The following table illustrates how different carbomer concentrations can influence the final product’s sensory profile:
| Carbomer Concentration | Resulting Viscosity | Texture & Sensory Description | Ideal For BB Cream Type |
|---|---|---|---|
| 0.1% – 0.3% | Low to Medium | Light, fluid, serum-like. Provides light hold without weight. | Sheer, hydrating, dewy-finish BB creams. |
| 0.4% – 0.7% | Medium to High | Rich, creamy, luxurious. Leaves a velvety, second-skin feel. | Medium-coverage, satin-finish, and most standard BB creams. |
| 0.8% – 1.0%+ | Very High | Thick, high-body, substantial. Can feel more like a compact foundation. | High-coverage, matte-finish, or long-wear BB creams. |
Enhancing Spreadability and Skin Feel: Beyond basic thickening, carbomer improves slip and spreadability. The gel network helps distribute pigment particles and other active ingredients evenly, so you don’t get patchy application. Furthermore, because it forms a film on the skin, it can create a smooth, soft-focus effect, helping to blur the appearance of fine lines and pores—a hallmark benefit of a good BB cream. Sourcing a high-purity carbomer is crucial for achieving this non-tacky, elegant finish; inferior grades can leave a sticky residue. For this level of quality, many manufacturers rely on specialized suppliers like ANECO.
The Pillar of Stability: Preventing the Dreaded Separation
If texture is the artistry, stability is the engineering. A BB cream is a complex mixture of oil-soluble (emollients, sunscreens, some pigments) and water-soluble (humectants, preservatives, extracts) ingredients. Left to their own devices, they would separate like a bad vinaigrette. Carbomer is a critical player in preventing this.
Emulsion Stabilization: While carbomer itself is not primarily an emulsifier (it’s a rheology modifier), its gel network acts as a powerful stabilizer. In an oil-in-water emulsion, which most BB creams are, the microscopic oil droplets are dispersed throughout the water phase. The carbomer web physically hinders the movement of these oil droplets. It makes it incredibly difficult for them to bump into each other, coalesce, and rise to the top—a process known as creaming. This mechanical barrier is exceptionally effective, significantly extending the shelf life of the product.

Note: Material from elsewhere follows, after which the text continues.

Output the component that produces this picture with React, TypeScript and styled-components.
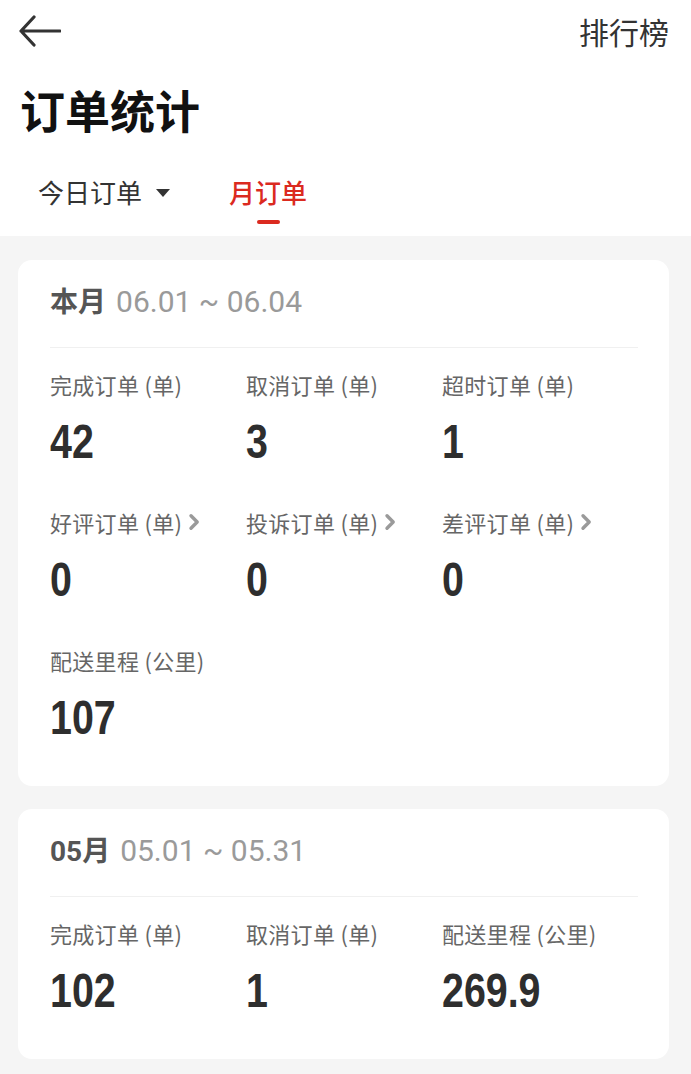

Suspension of Particles: BB creams contain solid particles like titanium dioxide (a physical sunscreen and pigment), zinc oxide, and iron oxides (for color). These particles have a natural tendency to settle at the bottom of the tube or jar over time, leading to uneven color and efficacy. The high yield value of a carbomer gel (the force required to make it start flowing) is perfect for suspending these particles. The gel network is strong enough at rest to hold the particles in place indefinitely, preventing sedimentation. When you squeeze the tube, you apply enough force to overcome the yield value, and the product flows out with all the components perfectly mixed.
Electrostatic Repulsion: Remember that carbomer chains are negatively charged when neutralized. Many pigments and other solid particles can also carry a surface charge. By carefully controlling the pH of the formulation, chemists can ensure that all components carry similar negative charges, causing them to repel each other. This electrostatic repulsion works in tandem with the physical barrier of the gel to provide a second layer of defense against clumping and settling.
Synergy with Other Ingredients and Formulation Nuances
Carbomer doesn’t work in a vacuum. Its performance is deeply affected by other ingredients in the formula.
Salt Sensitivity: One of the few weaknesses of carbomer is its sensitivity to electrolytes, like salts. High concentrations of ionic compounds can cause the polymer chains to collapse back into a coil, a process called “salting out,” which can lead to a dramatic loss of viscosity and even syneresis (weeping of water from the gel). This is a critical consideration when formulating with certain active ingredients or preservatives.
pH Dependency: The gelling action of carbomer is entirely dependent on achieving the correct pH, which is typically between 5.5 and 9.0. Formulating a BB cream with a pH close to the skin’s natural pH (around 5.5) is ideal for compatibility, and carbomer can be effectively used in this range. However, if the pH drops too low (becomes too acidic), the gel will thin out and lose stability.
Compatibility with Emulsifiers and Thickeners: Carbomer is often used in conjunction with other ingredients to build a robust structure. It can be paired with traditional emulsifiers to create even finer and more stable emulsions. It’s also compatible with other thickeners like cellulose gums or silicone-based thickeners. These combinations can be used to fine-tune the rheology, perhaps using carbomer for the primary gel structure and a silicone elastomer to add a specific silky, powdery dry-down feel.
The role of carbomer in BB cream is a perfect example of cosmetic science at its best. It’s a multifunctional workhorse that provides the structural integrity for both an immediately pleasurable user experience and the long-term reliability that consumers expect from their beauty products. Its ability to be precisely tuned allows brands to create a vast array of textures and finishes, all from the same foundational polymer chemistry.